Where are they Now – David Deitz (OH ’94)
David Deitz (OH ’94) joined the Army in 1995 as part of the Ready Reserve scheme, which involved completing one full time year basic training and learning a particular employment skill, then returning home to study for 4 years. David chose infantry and to study accounting which came with a requirement to work 50-100 days a year as a part time reservist. After a year, David realised he wanted to return to the Army full time and moved to Brisbane’s Enoggera Barracks.
David then studied nursing part time, due to having his interest piqued by being a patrol medic as part of his career, for 2 years whilst still serving. He stepped away from infantry for a short break and assisted the medical unit teams with health assessments, pre employment checks and immunisations.

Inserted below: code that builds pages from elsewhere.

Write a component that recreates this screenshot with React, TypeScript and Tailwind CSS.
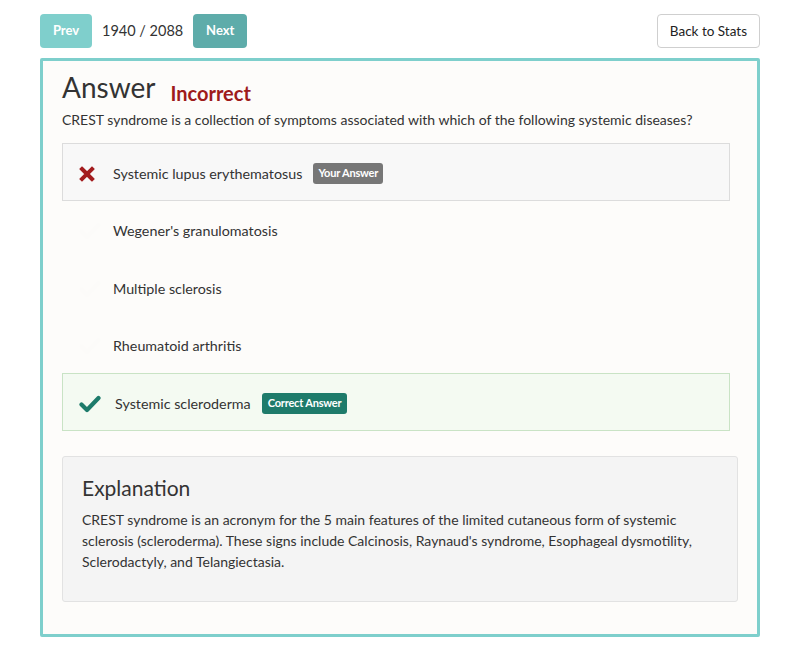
import React from "react";

interface Choice {
  text: string;
  status?: "wrong" | "right";
}

const choices: Choice[] = [
  { text: "Systemic lupus erythematosus", status: "wrong" },
  { text: "Wegener's granulomatosis" },
  { text: "Multiple sclerosis" },
  { text: "Rheumatoid arthritis" },
  { text: "Systemic scleroderma", status: "right" },
];

function CrossIcon() {
  return (
    <svg width="16" height="16" viewBox="0 0 16 16">
      <path d="M3 3 L13 13 M13 3 L3 13" stroke="#a31c1e" strokeWidth="4" strokeLinecap="square" />
    </svg>
  );
}

function CheckIcon({ color }: { color: string }) {
  return (
    <svg width="22" height="18" viewBox="0 0 22 18">
      <path d="M2.5 9.5 L8 15 L19.5 3" stroke={color} strokeWidth="4.2" fill="none" strokeLinecap="round" strokeLinejoin="round" />
    </svg>
  );
}

function ChoiceRow({ text, status }: Choice) {
  const box =
    status === "wrong"
      ? "h-[58px] bg-[#f8f8f8] border border-[#dcdcdc]"
      : status === "right"
      ? "h-[58px] bg-[#f4faf2] border border-[#c9e3c5]"
      : "h-[57.4px] border border-transparent";

  return (
    <div className={`flex items-center pl-[16px] pt-[3px] ${box}`}>
      <div className="w-[34px] flex items-center">
        {status === "wrong" && <CrossIcon />}
        {status === "right" && <CheckIcon color="#1d7b6b" />}
        {!status && <CheckIcon color="#fcfbf9" />}
      </div>
      <span className={`text-[14.3px] text-[#333] ${status === "right" ? "ml-[2px]" : ""}`}>{text}</span>
      {status === "wrong" && (
        <span className="ml-[11px] px-[5px] py-[2px] rounded-[3px] bg-[#777] text-white text-[11px] font-bold tracking-[-0.2px]">
          Your Answer
        </span>
      )}
      {status === "right" && (
        <span className="ml-[11px] px-[6px] py-[2px] rounded-[3px] bg-[#1e7b6b] text-white text-[11px] font-bold tracking-[-0.2px]">
          Correct Answer
        </span>
      )}
    </div>
  );
}

export default function App() {
  return (
    <div className="w-[800px] h-[660px] bg-white font-['Lato',sans-serif] text-[#333]">
      <div className="flex items-center justify-between px-[40px] pt-[14px]">
        <div className="flex items-center">
          <button className="h-[34px] w-[52px] rounded-[4px] bg-[#7fcfcc] text-white text-[13px] font-bold">
            Prev
          </button>
          <span className="mx-[10px] text-[14.5px] text-[#333]">1940 / 2088</span>
          <button className="h-[34px] w-[54px] rounded-[4px] bg-[#5eacaa] text-white text-[13px] font-bold">
            Next
          </button>
        </div>
        <button className="h-[34px] px-[12px] rounded-[4px] border border-[#cfcfcf] bg-white text-[13.5px] text-[#222]">
          Back to Stats
        </button>
      </div>

      <div className="mx-[40px] mt-[10px] border-[3px] border-[#7ecfcc] rounded-[2px] bg-[#fdfcfa] px-[19px] pt-[9px] pb-[32px]">
        <div className="flex items-end">
          <h1 className="text-[28px] leading-[34px] text-[#333]">Answer</h1>
          <span className="ml-[15px] mb-[-4px] text-[20px] font-bold text-[#9e1b1b]">Incorrect</span>
        </div>
        <p className="mt-[6px] text-[14px] leading-[20px] text-[#333]">
          CREST syndrome is a collection of symptoms associated with which of the following systemic diseases?
        </p>

        <div className="mt-[13px] mr-[8px]">
          {choices.map((c) => (
            <ChoiceRow key={c.text} {...c} />
          ))}
        </div>

        <div className="mt-[25px] h-[146px] rounded-[3px] border border-[#e2e2e2] bg-[#f4f4f4] px-[19px] pt-[18px]">
          <h2 className="text-[21px] leading-[26px] text-[#333]">Explanation</h2>
          <p className="mt-[8px] text-[14px] leading-[21px] text-[#333]">
            CREST syndrome is an acronym for the 5 main features of the limited cutaneous form of systemic
            sclerosis (scleroderma). These signs include Calcinosis, Raynaud's syndrome, Esophageal dysmotility,
            Sclerodactyly, and Telangiectasia.
          </p>
        </div>
      </div>
    </div>
  );
}
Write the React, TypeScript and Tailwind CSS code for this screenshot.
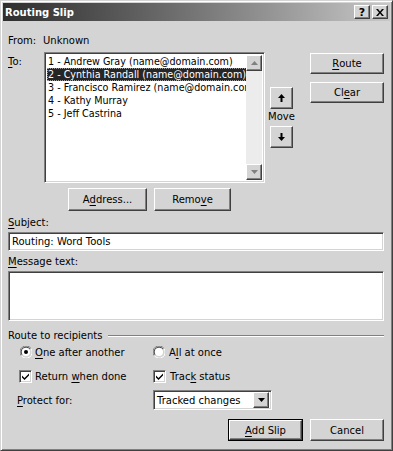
import React from "react";

const raised =
  "border border-t-white border-l-white border-r-[#404040] border-b-[#404040] shadow-[inset_-1px_-1px_0_#808080] bg-[#d4d4d4]";
const sunken =
  "border border-t-[#808080] border-l-[#808080] border-r-white border-b-white shadow-[inset_1px_1px_0_#404040,inset_-1px_-1px_0_#d4d4d4]";

const U = ({ children }: { children: React.ReactNode }) => (
  <span className="underline underline-offset-[2px]">{children}</span>
);

const Button = ({
  children,
  className = "",
  isDefault = false,
}: {
  children: React.ReactNode;
  className?: string;
  isDefault?: boolean;
}) => {
  if (isDefault) {
    return (
      <div className={`border border-black flex ${className}`}>
        <div className={`${raised} flex-1 flex items-center justify-center`}>{children}</div>
      </div>
    );
  }
  return <div className={`${raised} flex items-center justify-center ${className}`}>{children}</div>;
};

const Arrow = ({ up }: { up: boolean }) => (
  <svg width="7" height="8" viewBox="0 0 7 8" className={up ? "" : "rotate-180"}>
    <path d="M3.5 0 L7 4 L4.5 4 L4.5 8 L2.5 8 L2.5 4 L0 4 Z" fill="#000" />
  </svg>
);

const ScrollArrow = ({ up }: { up: boolean }) => (
  <div className={`${raised} w-[16px] h-[16px] flex items-center justify-center`}>
    <svg width="7" height="4" viewBox="0 0 7 4" className={up ? "" : "rotate-180"}>
      <path d="M3.5 0 L7 4 L0 4 Z" fill="#808080" />
    </svg>
  </div>
);

const Radio = ({ checked }: { checked: boolean }) => (
  <svg width="12" height="12" viewBox="0 0 12 12">
    <path d="M11 2.5 A5.5 5.5 0 0 0 1 9.5" stroke="#808080" fill="none" />
    <path d="M10 3.2 A4.5 4.5 0 0 0 2 8.8" stroke="#404040" fill="none" />
    <circle cx="6" cy="6" r="4" fill="#fff" />
    <path d="M1.5 9.8 A5.5 5.5 0 0 0 11 2.8" stroke="#fff" fill="none" />
    {checked && <circle cx="6" cy="6" r="2" fill="#000" />}
  </svg>
);

const Check = () => (
  <div className={`${sunken} w-[13px] h-[13px] bg-white flex items-center justify-center`}>
    <svg width="7" height="7" viewBox="0 0 7 7">
      <path d="M0 2.5 L2.5 5 L7 0.5 L7 2.5 L2.5 7 L0 4.5 Z" fill="#000" />
    </svg>
  </div>
);

const recipients = [
  "1 - Andrew Gray (name@domain.com)",
  "2 - Cynthia Randall (name@domain.com)",
  "3 - Francisco Ramirez (name@domain.com)",
  "4 - Kathy Murray",
  "5 - Jeff Castrina",
];

export default function App() {
  return (
    <div
      className="w-[393px] h-[451px] bg-[#d4d4d4] text-black text-[10px] leading-[13px] p-[2px] flex flex-col border border-t-[#d4d4d4] border-l-[#d4d4d4] border-r-[#404040] border-b-[#404040] shadow-[inset_1px_1px_0_#fff,inset_-1px_-1px_0_#808080] overflow-hidden"
      style={{ fontFamily: "'DejaVu Sans', sans-serif" }}
    >
      {/* title bar */}
      <div className="h-[18px] bg-linear-to-r from-[#2e2e2e] to-[#c8c8c8] flex items-center pl-[2px] pr-[2px]">
        <span className="text-white font-bold text-[10px] flex-1">Routing Slip</span>
        <div className={`${raised} w-[16px] h-[14px] flex items-center justify-center font-bold text-[11px] leading-none`}>?</div>
        <div className={`${raised} w-[16px] h-[14px] ml-[2px] flex items-center justify-center`}>
          <svg width="8" height="7" viewBox="0 0 8 7">
            <path d="M0 0 L2 0 L4 2.5 L6 0 L8 0 L5 3.5 L8 7 L6 7 L4 4.5 L2 7 L0 7 L3 3.5 Z" fill="#000" />
          </svg>
        </div>
      </div>

      <div className="flex flex-col pl-[5px] pr-[6px]">
        {/* from */}
        <div className="mt-[13px] flex">
          <span className="w-[35px]">From:</span>
          <span>Unknown</span>
        </div>

        {/* to + list + move + buttons */}
        <div className="mt-[5px] flex">
          <span className="w-[36px] pt-[3px]">
            <U>T</U>o:
          </span>
          <div className={`${sunken} bg-white w-[221px] h-[131px] p-[2px] flex`}>
            <div className="flex-1 flex flex-col overflow-hidden text-[9.6px]">
              {recipients.map((r, i) => (
                <div key={r} className="h-[13px] whitespace-nowrap">
                  <span
                    className={`inline-block h-[13px] pl-[1px] pr-[1px] ${
                      i === 1 ? "bg-[#262626] text-white outline outline-1 outline-dotted outline-[#999] -outline-offset-1" : ""
                    }`}
                  >
                    {r}
                  </span>
                </div>
              ))}
            </div>
            <div className="w-[16px] flex flex-col bg-[#ececec]">
              <ScrollArrow up />
              <div className="flex-1" />
              <ScrollArrow up={false} />
            </div>
          </div>
          <div className="ml-[5px] mt-[35px] w-[23px] flex flex-col items-center">
            <Button className="w-[23px] h-[22px]">
              <Arrow up />
            </Button>
            <span className="h-[16px] leading-[16px]">Move</span>
            <Button className="w-[23px] h-[22px] mt-[1px]">
              <Arrow up={false} />
            </Button>
          </div>
          <div className="ml-[17px] mt-[1px] flex flex-col">
            <Button className="w-[74px] h-[21px]">
              <U>R</U>oute
            </Button>
            <Button className="w-[74px] h-[21px] mt-[8px]">
              Cl<U>e</U>ar
            </Button>
          </div>
        </div>

        {/* address / remove */}
        <div className="mt-[5px] flex pl-[60px]">
          <Button className="w-[79px] h-[23px]">
            A<U>d</U>dress...
          </Button>
          <Button className="w-[77px] h-[23px] ml-[7px]">
            Remo<U>v</U>e
          </Button>
        </div>

        {/* subject */}
        <div className="mt-[5px]">
          <U>S</U>ubject:
        </div>
        <div className={`${sunken} bg-white mt-[3px] h-[19px] flex items-center pl-[3px]`}>Routing: Word Tools</div>

        {/* message */}
        <div className="mt-[4px]">
          <U>M</U>essage text:
        </div>
        <div className={`${sunken} bg-white mt-[3px] h-[50px]`} />

        {/* route to recipients */}
        <div className="mt-[8px] flex items-center">
          <span className="whitespace-nowrap">Route to recipients</span>
          <div className="flex-1 ml-[5px] mt-[1px] border-t border-t-[#808080] border-b border-b-white" />
        </div>

        <div className="mt-[2px] h-[16px] flex items-center pl-[12px]">
          <div className="w-[133px] flex items-center gap-[3px]">
            <Radio checked />
            <span>
              <U>O</U>ne after another
            </span>
          </div>
          <div className="flex items-center gap-[4px]">
            <Radio checked={false} />
            <span>
              A<U>l</U>l at once
            </span>
          </div>
        </div>

        <div className="mt-[8px] h-[16px] flex items-center pl-[11px]">
          <div className="w-[134px] flex items-center gap-[3px]">
            <Check />
            <span>
              Return <U>w</U>hen done
            </span>
          </div>
          <div className="flex items-center gap-[4px]">
            <Check />
            <span>
              Trac<U>k</U> status
            </span>
          </div>
        </div>

        <div className="mt-[6px] h-[20px] flex items-center pl-[9px]">
          <span className="w-[136px]">
            <U>P</U>rotect for:
          </span>
          <div className={`${sunken} bg-white w-[119px] h-[20px] flex items-center p-[2px]`}>
            <span className="flex-1 pl-[1px]">Tracked changes</span>
            <div className={`${raised} w-[16px] h-[16px] flex items-center justify-center`}>
              <svg width="7" height="4" viewBox="0 0 7 4">
                <path d="M0 0 L7 0 L3.5 4 Z" fill="#000" />
              </svg>
            </div>
          </div>
        </div>

        <div className="mt-[9px] flex justify-end">
          <Button isDefault className="w-[75px] h-[22px]">
            <U>A</U>dd Slip
          </Button>
          <Button className="w-[74px] h-[22px] ml-[7px]">Cancel</Button>
        </div>
      </div>
    </div>
  );
}
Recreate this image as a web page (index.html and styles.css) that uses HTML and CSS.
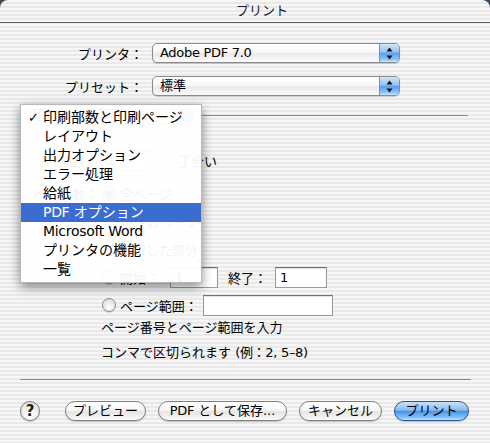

In 2008, David was deployed to Afghanistan and was a bush master driver for a reconstruction task force to help the local Afghani people by building girls schools, women’s hospitals, and patrol bases in order for Australian soldiers to provide more security to Tarin Kowt in the Uruzgan Province. He completed another stint in Afghanistan in 2010 where he was located for 9 months in a patrol base mentoring Afghani soldiers so they could learn how to provide security for their own country and people whilst the Taliban ran rife. Whilst in that location his unit facilitated improvements to the local working environments, and resources including electricity, water supplies and pumps. They had also provided womens’ health hubs run by female doctors and nurses from the ADF once a month. It would normally be a day trip into Tarin Kowt even though 15 km away. Despite the tragic loss of 6 mates on this tour, David witnessed the positive change in the locals in the 9 months they were there.
David is currently looking after his wife and boys and is appreciating every moment with them, and loves playing football with an over 45’s team! He is “proud of what’s he’s accomplished over 25 years of Army service and seeing the difference the help they were able to provide made”.